------ Recorded data ------

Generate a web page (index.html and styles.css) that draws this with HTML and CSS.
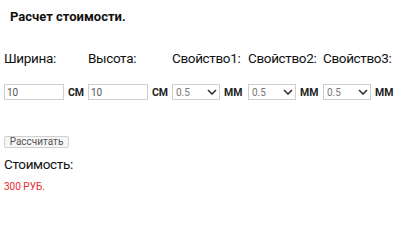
FILE: index.html
```html
<!DOCTYPE html>
<html lang="ru">
<head>
<meta charset="utf-8">
<link rel="stylesheet" href="styles.css">
</head>
<body>
<div class="page">
  <div class="title">Расчет стоимости.</div>
  <div class="calc">
    <div class="label">Ширина:</div>
    <div class="label">Высота:</div>
    <div class="label">Свойство1:</div>
    <div class="label">Свойство2:</div>
    <div class="label">Свойство3:</div>

    <div class="cell"><input class="num" type="text" value="10"><span class="unit">СМ</span></div>
    <div class="cell"><input class="num" type="text" value="10"><span class="unit">СМ</span></div>
    <div class="cell">
      <span class="sel-wrap"><select class="sel"><option>0.5</option></select><svg class="chev" width="10" height="6" viewBox="0 0 10 6"><polyline points="1,1 5,5 9,1" fill="none" stroke="#333" stroke-width="1.6"/></svg></span><span class="unit">ММ</span>
    </div>
    <div class="cell">
      <span class="sel-wrap"><select class="sel"><option>0.5</option></select><svg class="chev" width="10" height="6" viewBox="0 0 10 6"><polyline points="1,1 5,5 9,1" fill="none" stroke="#333" stroke-width="1.6"/></svg></span><span class="unit">ММ</span>
    </div>
    <div class="cell">
      <span class="sel-wrap"><select class="sel"><option>0.5</option></select><svg class="chev" width="10" height="6" viewBox="0 0 10 6"><polyline points="1,1 5,5 9,1" fill="none" stroke="#333" stroke-width="1.6"/></svg></span><span class="unit">ММ</span>
    </div>
  </div>
  <button class="btn" type="button">Рассчитать</button>
  <div class="cost-label">Стоимость:</div>
  <div class="cost">300 РУБ.</div>
</div>
</body>
</html>
```

FILE: styles.css
```css
html, body {
  margin: 0;
  padding: 0;
  background: #fff;
}
body {
  font-family: Roboto, "Liberation Sans", sans-serif;
  color: #111;
}
.page {
  padding: 9px 4px 0 4px;
  display: flex;
  flex-direction: column;
  align-items: flex-start;
}
.title {
  font-weight: bold;
  font-size: 13px;
  line-height: 15px;
  margin-left: 6px;
}
.calc {
  display: grid;
  grid-template-columns: 78px 78px 70px 69px auto;
  column-gap: 6px;
  margin-top: 26px;
}
.label {
  font-size: 13.5px;
  letter-spacing: -0.35px;
  line-height: 16px;
  white-space: nowrap;
}
.cell {
  margin-top: 18px;
  display: flex;
  align-items: center;
  height: 16px;
  white-space: nowrap;
}
.num {
  box-sizing: border-box;
  width: 60px;
  height: 16px;
  margin: 0;
  padding: 0 2px;
  border: 1px solid #cfcfcf;
  border-radius: 0;
  font-family: Roboto, "Liberation Sans", sans-serif;
  font-size: 10px;
  color: #555;
  outline: none;
}
.unit {
  font-weight: bold;
  font-size: 10.5px;
  margin-left: 4px;
  color: #222;
}
.sel-wrap {
  position: relative;
  display: inline-block;
  height: 16px;
}
.sel {
  -webkit-appearance: none;
  appearance: none;
  box-sizing: border-box;
  width: 48px;
  height: 16px;
  margin: 0;
  padding: 0 3px;
  border: 1px solid #cfcfcf;
  border-radius: 0;
  background: #fff;
  font-family: Roboto, "Liberation Sans", sans-serif;
  font-size: 10px;
  color: #777;
  display: block;
}
.chev {
  position: absolute;
  right: 3px;
  top: 5px;
  pointer-events: none;
}
.btn {
  margin-top: 36px;
  box-sizing: border-box;
  height: 12px;
  width: 65px;
  padding: 0;
  border: 1px solid #cfcfcf;
  border-radius: 2px;
  background: #f6f6f6;
  font-family: Roboto, "Liberation Sans", sans-serif;
  font-size: 10px;
  line-height: 10px;
  color: #555;
}
.cost-label {
  margin-top: 8px;
  font-size: 13.5px;
  letter-spacing: -0.35px;
  line-height: 16px;
}
.cost {
  margin-top: 9px;
  font-size: 10px;
  line-height: 12px;
  color: #e8282b;
}
```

------

_Description of the task_:
Leave the images out and output the remaining material exactly as it stands.

_Exercise response_:
Generate a web page (index.html and styles.css) that draws this with HTML and CSS.
FILE: index.html
```html
<!DOCTYPE html>
<html lang="ru">
<head>
<meta charset="utf-8">
<link rel="stylesheet" href="styles.css">
</head>
<body>
<div class="page">
  <div class="title">Расчет стоимости.</div>
  <div class="calc">
    <div class="label">Ширина:</div>
    <div class="label">Высота:</div>
    <div class="label">Свойство1:</div>
    <div class="label">Свойство2:</div>
    <div class="label">Свойство3:</div>

    <div class="cell"><input class="num" type="text" value="10"><span class="unit">СМ</span></div>
    <div class="cell"><input class="num" type="text" value="10"><span class="unit">СМ</span></div>
    <div class="cell">
      <span class="sel-wrap"><select class="sel"><option>0.5</option></select><svg class="chev" width="10" height="6" viewBox="0 0 10 6"><polyline points="1,1 5,5 9,1" fill="none" stroke="#333" stroke-width="1.6"/></svg></span><span class="unit">ММ</span>
    </div>
    <div class="cell">
      <span class="sel-wrap"><select class="sel"><option>0.5</option></select><svg class="chev" width="10" height="6" viewBox="0 0 10 6"><polyline points="1,1 5,5 9,1" fill="none" stroke="#333" stroke-width="1.6"/></svg></span><span class="unit">ММ</span>
    </div>
    <div class="cell">
      <span class="sel-wrap"><select class="sel"><option>0.5</option></select><svg class="chev" width="10" height="6" viewBox="0 0 10 6"><polyline points="1,1 5,5 9,1" fill="none" stroke="#333" stroke-width="1.6"/></svg></span><span class="unit">ММ</span>
    </div>
  </div>
  <button class="btn" type="button">Рассчитать</button>
  <div class="cost-label">Стоимость:</div>
  <div class="cost">300 РУБ.</div>
</div>
</body>
</html>
```

FILE: styles.css
```css
html, body {
  margin: 0;
  padding: 0;
  background: #fff;
}
body {
  font-family: Roboto, "Liberation Sans", sans-serif;
  color: #111;
}
.page {
  padding: 9px 4px 0 4px;
  display: flex;
  flex-direction: column;
  align-items: flex-start;
}
.title {
  font-weight: bold;
  font-size: 13px;
  line-height: 15px;
  margin-left: 6px;
}
.calc {
  display: grid;
  grid-template-columns: 78px 78px 70px 69px auto;
  column-gap: 6px;
  margin-top: 26px;
}
.label {
  font-size: 13.5px;
  letter-spacing: -0.35px;
  line-height: 16px;
  white-space: nowrap;
}
.cell {
  margin-top: 18px;
  display: flex;
  align-items: center;
  height: 16px;
  white-space: nowrap;
}
.num {
  box-sizing: border-box;
  width: 60px;
  height: 16px;
  margin: 0;
  padding: 0 2px;
  border: 1px solid #cfcfcf;
  border-radius: 0;
  font-family: Roboto, "Liberation Sans", sans-serif;
  font-size: 10px;
  color: #555;
  outline: none;
}
.unit {
  font-weight: bold;
  font-size: 10.5px;
  margin-left: 4px;
  color: #222;
}
.sel-wrap {
  position: relative;
  display: inline-block;
  height: 16px;
}
.sel {
  -webkit-appearance: none;
  appearance: none;
  box-sizing: border-box;
  width: 48px;
  height: 16px;
  margin: 0;
  padding: 0 3px;
  border: 1px solid #cfcfcf;
  border-radius: 0;
  background: #fff;
  font-family: Roboto, "Liberation Sans", sans-serif;
  font-size: 10px;
  color: #777;
  display: block;
}
.chev {
  position: absolute;
  right: 3px;
  top: 5px;
  pointer-events: none;
}
.btn {
  margin-top: 36px;
  box-sizing: border-box;
  height: 12px;
  width: 65px;
  padding: 0;
  border: 1px solid #cfcfcf;
  border-radius: 2px;
  background: #f6f6f6;
  font-family: Roboto, "Liberation Sans", sans-serif;
  font-size: 10px;
  line-height: 10px;
  color: #555;
}
.cost-label {
  margin-top: 8px;
  font-size: 13.5px;
  letter-spacing: -0.35px;
  line-height: 16px;
}
.cost {
  margin-top: 9px;
  font-size: 10px;
  line-height: 12px;
  color: #e8282b;
}
```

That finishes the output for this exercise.